> **Requirements**: Provide the number of lines containing the word "with", and nothing else.

BEGIN Material

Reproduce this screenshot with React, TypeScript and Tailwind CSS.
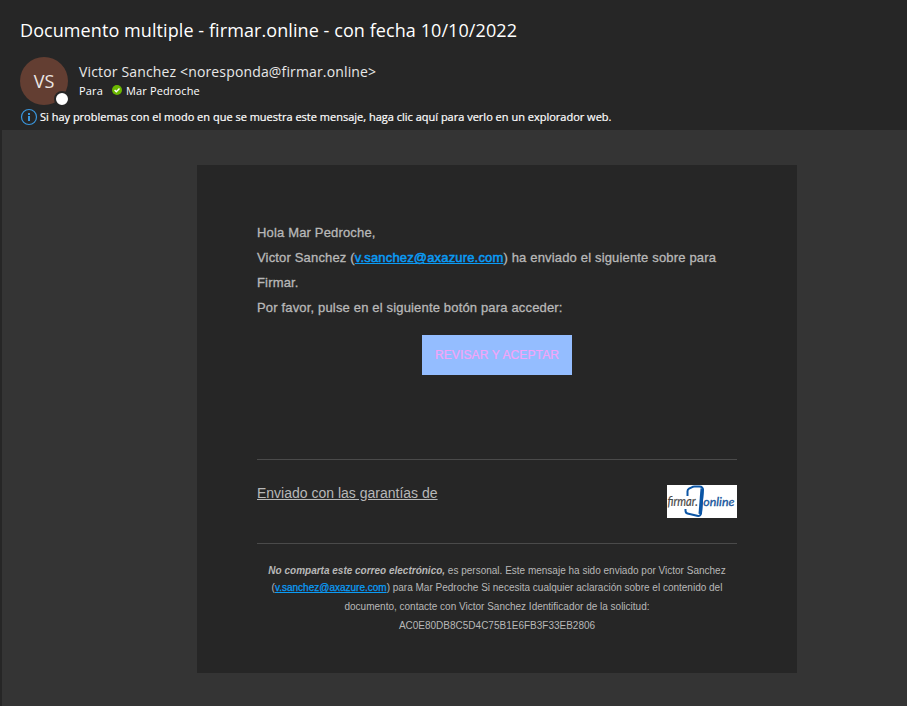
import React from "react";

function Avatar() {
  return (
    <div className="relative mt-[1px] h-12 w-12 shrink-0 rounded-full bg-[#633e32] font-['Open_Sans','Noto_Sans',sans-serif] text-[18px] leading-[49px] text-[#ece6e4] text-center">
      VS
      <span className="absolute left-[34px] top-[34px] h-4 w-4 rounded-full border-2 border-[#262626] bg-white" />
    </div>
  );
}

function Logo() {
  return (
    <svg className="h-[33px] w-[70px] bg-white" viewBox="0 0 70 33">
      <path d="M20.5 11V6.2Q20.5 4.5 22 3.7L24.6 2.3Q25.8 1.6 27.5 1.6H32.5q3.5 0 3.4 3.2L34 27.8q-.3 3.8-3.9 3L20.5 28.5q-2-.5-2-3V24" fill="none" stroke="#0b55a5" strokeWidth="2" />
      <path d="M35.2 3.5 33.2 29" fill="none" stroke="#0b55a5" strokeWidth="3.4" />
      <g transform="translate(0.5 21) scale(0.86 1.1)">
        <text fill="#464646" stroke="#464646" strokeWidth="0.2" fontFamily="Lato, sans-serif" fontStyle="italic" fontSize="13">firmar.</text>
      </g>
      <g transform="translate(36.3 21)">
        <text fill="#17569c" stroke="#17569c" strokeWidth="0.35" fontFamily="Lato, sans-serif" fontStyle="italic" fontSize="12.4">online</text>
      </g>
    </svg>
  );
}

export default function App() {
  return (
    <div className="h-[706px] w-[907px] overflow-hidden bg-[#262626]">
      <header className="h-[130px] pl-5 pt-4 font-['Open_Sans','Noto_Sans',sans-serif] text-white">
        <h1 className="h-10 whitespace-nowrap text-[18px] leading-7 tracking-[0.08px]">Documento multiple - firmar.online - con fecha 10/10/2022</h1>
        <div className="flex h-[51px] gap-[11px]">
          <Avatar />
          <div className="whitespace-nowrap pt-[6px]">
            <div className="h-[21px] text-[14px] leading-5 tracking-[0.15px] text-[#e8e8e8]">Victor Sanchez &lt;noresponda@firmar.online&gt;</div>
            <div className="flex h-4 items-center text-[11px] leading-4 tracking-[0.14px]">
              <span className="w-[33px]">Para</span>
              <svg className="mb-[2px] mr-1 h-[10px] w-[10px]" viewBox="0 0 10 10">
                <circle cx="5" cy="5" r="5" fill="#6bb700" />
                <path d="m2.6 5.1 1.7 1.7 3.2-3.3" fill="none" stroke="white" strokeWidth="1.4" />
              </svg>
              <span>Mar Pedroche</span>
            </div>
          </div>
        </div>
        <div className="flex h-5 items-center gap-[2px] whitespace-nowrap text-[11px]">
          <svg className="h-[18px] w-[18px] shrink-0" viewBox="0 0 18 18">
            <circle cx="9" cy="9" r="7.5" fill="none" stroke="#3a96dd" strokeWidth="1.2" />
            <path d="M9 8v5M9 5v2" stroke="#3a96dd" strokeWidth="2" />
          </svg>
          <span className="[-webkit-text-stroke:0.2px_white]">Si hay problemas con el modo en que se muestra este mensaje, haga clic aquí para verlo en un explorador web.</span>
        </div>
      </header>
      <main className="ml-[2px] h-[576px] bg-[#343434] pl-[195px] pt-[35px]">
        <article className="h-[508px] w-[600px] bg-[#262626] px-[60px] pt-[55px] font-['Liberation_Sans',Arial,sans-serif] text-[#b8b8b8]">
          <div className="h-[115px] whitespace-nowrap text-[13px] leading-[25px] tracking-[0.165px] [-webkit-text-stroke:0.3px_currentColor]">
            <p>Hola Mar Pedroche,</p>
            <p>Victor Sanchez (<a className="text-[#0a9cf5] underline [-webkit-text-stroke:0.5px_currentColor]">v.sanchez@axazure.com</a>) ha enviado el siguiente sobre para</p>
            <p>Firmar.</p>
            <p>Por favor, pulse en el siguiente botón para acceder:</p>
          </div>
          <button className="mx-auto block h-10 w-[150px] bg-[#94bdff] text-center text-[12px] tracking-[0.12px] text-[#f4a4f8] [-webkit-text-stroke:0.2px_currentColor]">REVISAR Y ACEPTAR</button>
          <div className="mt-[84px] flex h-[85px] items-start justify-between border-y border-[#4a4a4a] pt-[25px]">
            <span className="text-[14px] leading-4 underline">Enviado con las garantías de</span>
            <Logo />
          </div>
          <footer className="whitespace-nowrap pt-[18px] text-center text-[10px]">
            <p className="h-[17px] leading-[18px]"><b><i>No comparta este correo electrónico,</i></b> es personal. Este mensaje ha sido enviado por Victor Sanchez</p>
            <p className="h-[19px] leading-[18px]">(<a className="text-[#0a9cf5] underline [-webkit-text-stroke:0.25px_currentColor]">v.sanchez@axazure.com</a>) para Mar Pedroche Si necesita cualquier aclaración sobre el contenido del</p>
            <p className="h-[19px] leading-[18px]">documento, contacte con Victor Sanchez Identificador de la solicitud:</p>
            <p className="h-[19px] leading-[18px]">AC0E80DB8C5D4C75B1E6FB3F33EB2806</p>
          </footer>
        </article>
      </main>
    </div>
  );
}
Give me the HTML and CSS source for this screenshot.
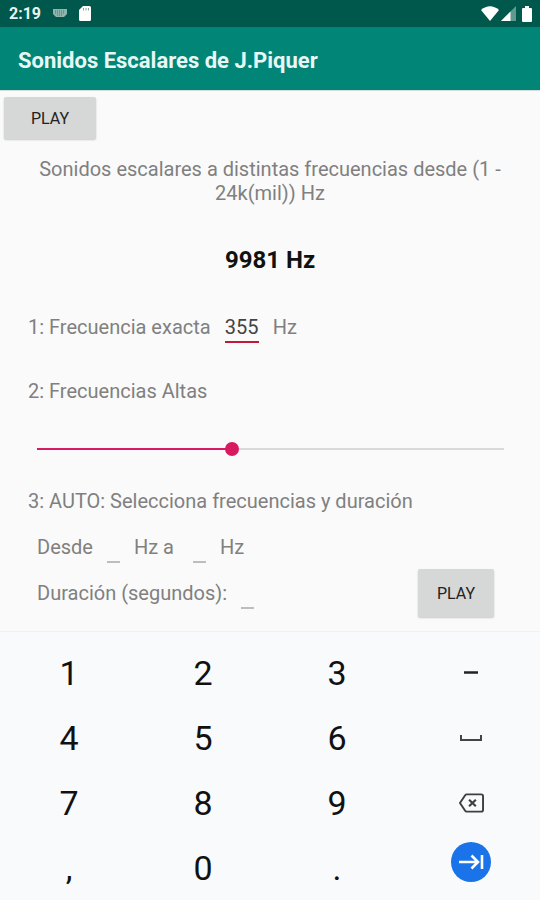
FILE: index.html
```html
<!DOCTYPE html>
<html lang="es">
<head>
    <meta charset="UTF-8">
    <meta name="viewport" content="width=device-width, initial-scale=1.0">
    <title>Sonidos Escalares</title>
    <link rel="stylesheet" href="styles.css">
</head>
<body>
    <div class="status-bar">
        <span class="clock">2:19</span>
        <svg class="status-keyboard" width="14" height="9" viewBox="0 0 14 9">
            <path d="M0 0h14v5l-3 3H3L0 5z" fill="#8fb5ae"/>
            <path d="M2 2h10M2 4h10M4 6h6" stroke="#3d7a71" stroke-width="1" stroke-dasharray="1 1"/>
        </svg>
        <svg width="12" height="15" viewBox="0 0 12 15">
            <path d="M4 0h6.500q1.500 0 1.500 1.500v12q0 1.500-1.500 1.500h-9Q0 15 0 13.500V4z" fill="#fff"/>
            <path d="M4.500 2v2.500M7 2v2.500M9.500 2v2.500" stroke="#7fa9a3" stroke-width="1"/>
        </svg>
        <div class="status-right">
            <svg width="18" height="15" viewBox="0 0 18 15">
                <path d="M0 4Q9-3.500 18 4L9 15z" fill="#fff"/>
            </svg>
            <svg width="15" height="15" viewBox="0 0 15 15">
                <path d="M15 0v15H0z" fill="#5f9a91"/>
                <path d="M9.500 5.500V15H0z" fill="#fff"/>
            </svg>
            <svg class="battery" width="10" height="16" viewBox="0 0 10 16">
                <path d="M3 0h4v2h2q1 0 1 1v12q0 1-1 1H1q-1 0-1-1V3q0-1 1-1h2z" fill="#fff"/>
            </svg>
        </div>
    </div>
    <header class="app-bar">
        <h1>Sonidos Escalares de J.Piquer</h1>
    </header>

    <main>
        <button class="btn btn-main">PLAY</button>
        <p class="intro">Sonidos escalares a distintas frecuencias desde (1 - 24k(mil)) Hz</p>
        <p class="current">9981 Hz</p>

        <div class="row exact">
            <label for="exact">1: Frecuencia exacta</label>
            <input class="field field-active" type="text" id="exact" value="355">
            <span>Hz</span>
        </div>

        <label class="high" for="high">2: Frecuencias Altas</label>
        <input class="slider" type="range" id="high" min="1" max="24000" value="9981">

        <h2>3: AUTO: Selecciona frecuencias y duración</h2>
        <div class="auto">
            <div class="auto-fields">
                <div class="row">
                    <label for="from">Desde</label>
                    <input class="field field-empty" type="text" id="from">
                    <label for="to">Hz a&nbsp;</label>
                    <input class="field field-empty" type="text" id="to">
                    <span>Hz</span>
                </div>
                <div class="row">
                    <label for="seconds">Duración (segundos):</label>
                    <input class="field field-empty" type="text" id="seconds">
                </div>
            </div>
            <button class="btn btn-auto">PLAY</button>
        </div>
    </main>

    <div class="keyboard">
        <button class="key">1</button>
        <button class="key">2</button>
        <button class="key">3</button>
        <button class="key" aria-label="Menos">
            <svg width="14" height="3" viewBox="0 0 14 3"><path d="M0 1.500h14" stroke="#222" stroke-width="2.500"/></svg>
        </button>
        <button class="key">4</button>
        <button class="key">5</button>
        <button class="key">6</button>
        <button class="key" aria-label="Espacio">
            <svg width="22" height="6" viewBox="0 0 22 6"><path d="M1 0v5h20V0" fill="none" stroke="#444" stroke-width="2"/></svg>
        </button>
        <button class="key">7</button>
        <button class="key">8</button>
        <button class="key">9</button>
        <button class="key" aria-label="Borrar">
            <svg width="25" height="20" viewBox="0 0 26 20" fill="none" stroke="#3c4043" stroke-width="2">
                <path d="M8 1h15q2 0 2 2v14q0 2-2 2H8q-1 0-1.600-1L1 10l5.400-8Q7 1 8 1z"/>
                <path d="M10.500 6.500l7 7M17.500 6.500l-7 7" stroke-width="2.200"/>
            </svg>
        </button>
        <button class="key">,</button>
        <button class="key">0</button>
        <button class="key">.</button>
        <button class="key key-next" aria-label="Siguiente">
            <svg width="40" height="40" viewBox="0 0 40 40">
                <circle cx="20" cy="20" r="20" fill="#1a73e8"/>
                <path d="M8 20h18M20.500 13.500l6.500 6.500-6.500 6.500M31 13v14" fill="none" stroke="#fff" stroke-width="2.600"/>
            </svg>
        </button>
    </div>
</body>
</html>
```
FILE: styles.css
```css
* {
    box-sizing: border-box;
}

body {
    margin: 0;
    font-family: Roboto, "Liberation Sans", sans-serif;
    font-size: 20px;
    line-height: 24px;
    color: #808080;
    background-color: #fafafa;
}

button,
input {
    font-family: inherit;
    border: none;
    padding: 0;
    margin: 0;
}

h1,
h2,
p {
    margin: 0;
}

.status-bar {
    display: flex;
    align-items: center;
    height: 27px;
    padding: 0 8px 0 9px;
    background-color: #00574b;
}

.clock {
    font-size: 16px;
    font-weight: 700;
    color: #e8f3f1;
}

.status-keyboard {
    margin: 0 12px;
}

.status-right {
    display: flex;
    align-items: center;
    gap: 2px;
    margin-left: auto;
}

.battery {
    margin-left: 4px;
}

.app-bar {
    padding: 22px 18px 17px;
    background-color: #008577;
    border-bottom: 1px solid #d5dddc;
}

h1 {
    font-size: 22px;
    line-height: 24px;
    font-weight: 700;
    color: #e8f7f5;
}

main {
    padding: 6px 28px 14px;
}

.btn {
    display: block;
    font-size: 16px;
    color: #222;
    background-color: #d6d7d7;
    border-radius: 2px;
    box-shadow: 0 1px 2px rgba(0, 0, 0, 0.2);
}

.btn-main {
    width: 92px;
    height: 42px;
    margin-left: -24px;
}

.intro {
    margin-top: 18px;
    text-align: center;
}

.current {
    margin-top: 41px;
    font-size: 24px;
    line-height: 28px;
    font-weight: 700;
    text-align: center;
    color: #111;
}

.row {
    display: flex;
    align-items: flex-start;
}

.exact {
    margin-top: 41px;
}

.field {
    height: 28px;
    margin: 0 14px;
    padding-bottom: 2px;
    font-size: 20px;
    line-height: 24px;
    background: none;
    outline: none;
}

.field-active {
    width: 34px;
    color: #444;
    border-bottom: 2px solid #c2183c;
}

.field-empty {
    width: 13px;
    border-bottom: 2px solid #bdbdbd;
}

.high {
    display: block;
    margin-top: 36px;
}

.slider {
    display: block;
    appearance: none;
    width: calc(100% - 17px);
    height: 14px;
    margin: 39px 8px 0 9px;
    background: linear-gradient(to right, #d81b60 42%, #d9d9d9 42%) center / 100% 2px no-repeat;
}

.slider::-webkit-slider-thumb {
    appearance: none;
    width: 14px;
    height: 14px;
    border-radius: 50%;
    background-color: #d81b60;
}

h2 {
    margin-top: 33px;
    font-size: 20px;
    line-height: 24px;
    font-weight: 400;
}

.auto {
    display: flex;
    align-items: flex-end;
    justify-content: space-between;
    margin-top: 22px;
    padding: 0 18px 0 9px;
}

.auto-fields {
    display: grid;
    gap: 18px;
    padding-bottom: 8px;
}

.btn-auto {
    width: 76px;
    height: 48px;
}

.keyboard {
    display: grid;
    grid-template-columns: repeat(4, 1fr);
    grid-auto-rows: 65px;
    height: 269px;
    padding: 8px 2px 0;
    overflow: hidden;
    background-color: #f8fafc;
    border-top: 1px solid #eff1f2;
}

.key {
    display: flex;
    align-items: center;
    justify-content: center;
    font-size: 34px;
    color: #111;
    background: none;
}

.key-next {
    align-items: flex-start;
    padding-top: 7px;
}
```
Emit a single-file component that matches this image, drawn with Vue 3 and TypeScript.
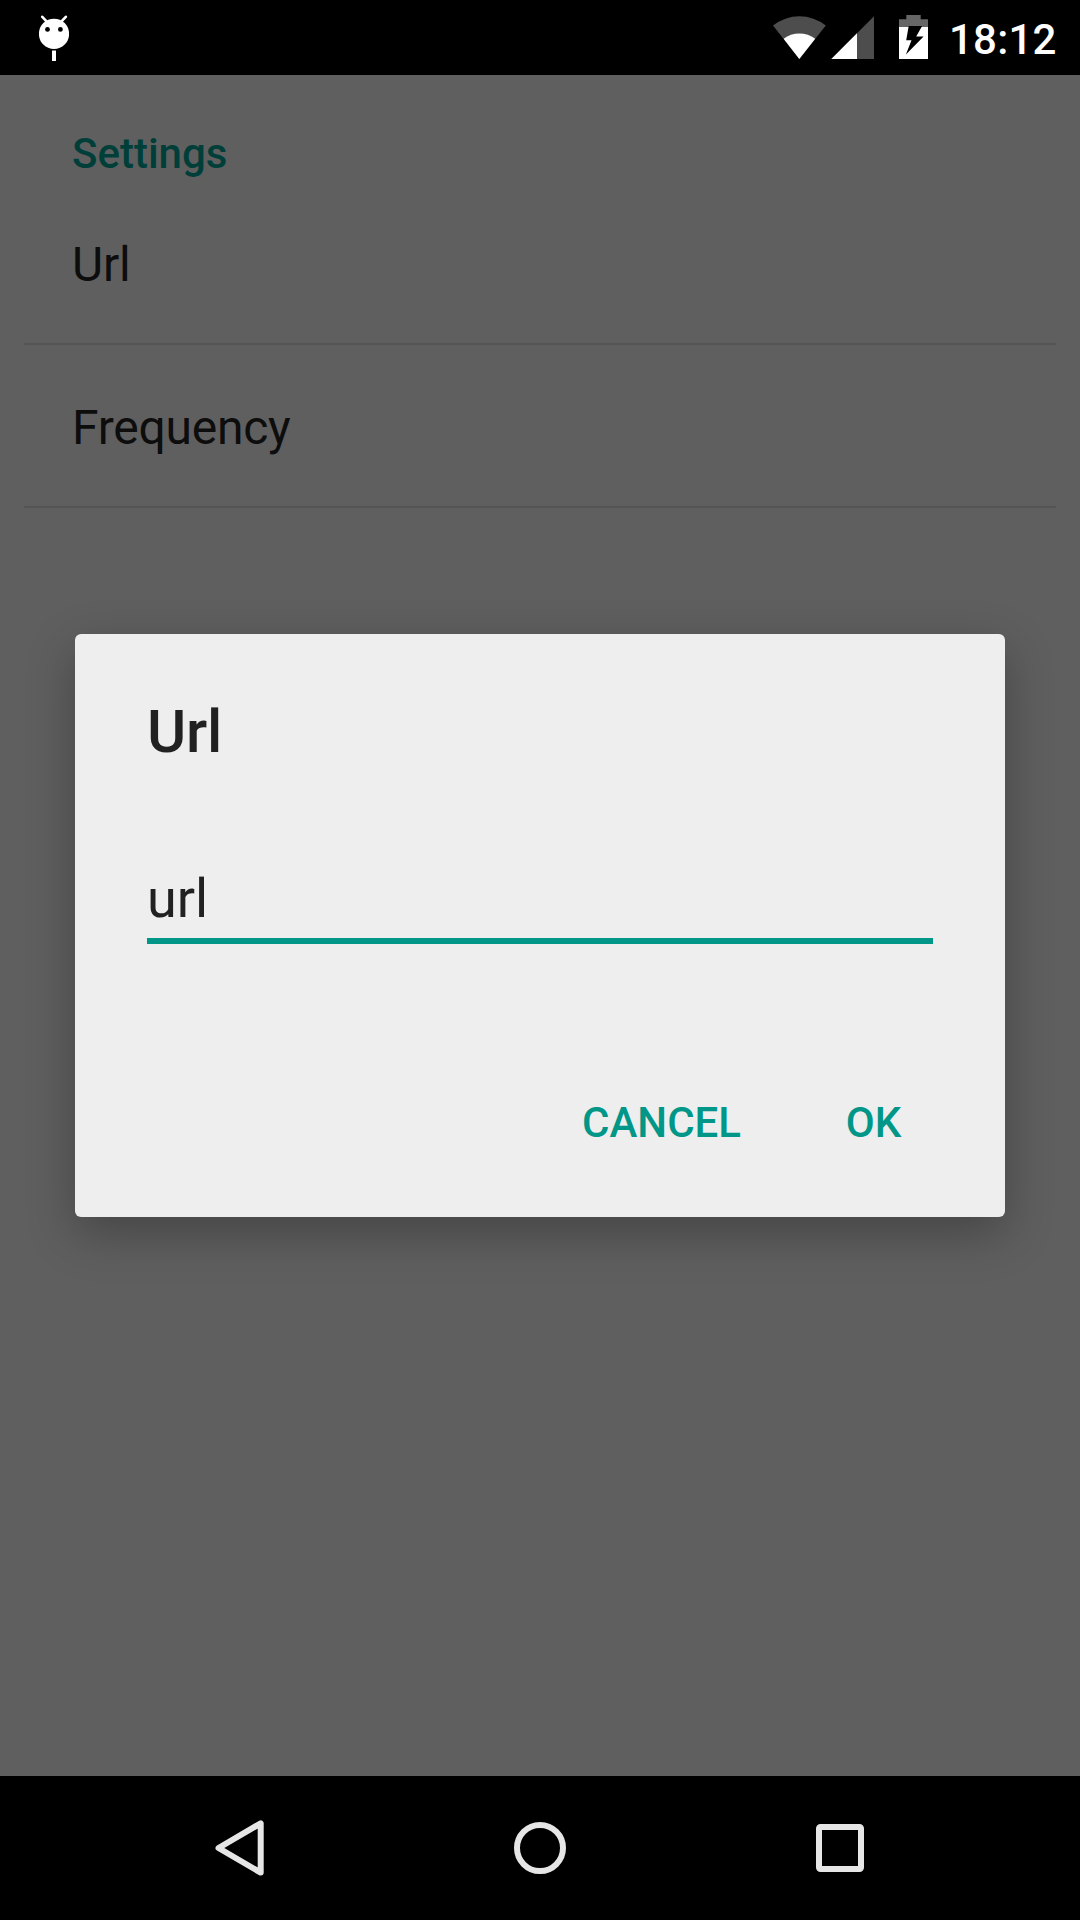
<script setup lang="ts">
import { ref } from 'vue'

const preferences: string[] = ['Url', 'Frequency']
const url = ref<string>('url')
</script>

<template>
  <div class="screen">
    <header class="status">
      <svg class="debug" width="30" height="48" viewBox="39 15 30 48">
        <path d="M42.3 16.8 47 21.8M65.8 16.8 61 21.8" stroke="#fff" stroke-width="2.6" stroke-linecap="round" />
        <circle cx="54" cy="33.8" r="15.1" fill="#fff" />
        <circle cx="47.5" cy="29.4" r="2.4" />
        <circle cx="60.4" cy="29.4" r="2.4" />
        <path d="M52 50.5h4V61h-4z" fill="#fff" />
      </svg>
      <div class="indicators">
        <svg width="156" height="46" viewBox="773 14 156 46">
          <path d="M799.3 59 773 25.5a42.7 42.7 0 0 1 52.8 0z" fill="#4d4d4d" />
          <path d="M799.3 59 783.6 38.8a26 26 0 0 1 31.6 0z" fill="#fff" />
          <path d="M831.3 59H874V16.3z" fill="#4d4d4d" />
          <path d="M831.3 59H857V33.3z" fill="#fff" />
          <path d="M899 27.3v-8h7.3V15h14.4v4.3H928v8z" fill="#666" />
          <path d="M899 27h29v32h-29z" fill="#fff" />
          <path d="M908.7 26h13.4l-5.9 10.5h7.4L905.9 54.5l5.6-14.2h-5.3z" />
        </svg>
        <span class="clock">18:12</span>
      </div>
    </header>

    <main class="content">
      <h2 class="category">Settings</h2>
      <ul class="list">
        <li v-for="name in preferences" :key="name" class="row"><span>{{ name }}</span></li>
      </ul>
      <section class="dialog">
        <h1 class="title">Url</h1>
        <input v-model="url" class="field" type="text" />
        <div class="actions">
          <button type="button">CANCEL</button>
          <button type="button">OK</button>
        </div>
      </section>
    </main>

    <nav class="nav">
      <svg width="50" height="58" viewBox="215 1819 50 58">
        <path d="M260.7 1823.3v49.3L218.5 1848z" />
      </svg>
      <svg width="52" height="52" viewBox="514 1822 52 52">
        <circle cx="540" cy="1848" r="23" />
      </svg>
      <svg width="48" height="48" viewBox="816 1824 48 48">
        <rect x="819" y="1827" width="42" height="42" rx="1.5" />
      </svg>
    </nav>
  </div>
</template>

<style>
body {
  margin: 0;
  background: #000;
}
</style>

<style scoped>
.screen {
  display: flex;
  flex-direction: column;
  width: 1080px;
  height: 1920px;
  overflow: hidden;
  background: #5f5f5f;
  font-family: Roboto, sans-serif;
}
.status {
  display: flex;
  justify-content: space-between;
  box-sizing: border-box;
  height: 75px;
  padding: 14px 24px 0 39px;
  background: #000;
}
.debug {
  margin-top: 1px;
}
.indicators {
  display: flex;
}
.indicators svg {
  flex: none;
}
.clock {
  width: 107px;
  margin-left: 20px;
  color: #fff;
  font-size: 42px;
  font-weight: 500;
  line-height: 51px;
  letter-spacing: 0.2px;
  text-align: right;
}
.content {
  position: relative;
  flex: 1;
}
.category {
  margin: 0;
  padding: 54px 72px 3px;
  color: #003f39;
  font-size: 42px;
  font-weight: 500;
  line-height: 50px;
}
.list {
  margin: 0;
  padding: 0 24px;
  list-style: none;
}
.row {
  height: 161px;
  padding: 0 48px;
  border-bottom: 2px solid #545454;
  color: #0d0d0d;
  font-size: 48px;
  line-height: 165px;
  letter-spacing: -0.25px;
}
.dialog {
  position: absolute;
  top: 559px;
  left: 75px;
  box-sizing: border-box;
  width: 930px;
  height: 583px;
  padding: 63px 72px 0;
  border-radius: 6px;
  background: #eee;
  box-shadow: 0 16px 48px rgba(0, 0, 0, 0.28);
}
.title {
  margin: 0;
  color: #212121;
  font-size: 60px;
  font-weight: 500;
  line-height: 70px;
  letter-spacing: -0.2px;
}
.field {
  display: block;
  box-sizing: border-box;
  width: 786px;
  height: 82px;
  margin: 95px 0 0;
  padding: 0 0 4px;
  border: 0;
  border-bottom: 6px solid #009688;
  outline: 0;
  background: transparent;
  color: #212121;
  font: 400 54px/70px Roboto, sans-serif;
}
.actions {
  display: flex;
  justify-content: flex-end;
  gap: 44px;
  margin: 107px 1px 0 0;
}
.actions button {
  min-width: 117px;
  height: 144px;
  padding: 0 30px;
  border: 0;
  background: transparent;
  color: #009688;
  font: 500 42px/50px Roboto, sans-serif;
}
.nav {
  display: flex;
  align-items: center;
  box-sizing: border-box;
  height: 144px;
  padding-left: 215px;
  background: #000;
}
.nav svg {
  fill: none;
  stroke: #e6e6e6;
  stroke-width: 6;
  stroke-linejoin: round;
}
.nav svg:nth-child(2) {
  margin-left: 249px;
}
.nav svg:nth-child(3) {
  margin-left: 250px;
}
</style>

END Material

> **Answer to this task**: 2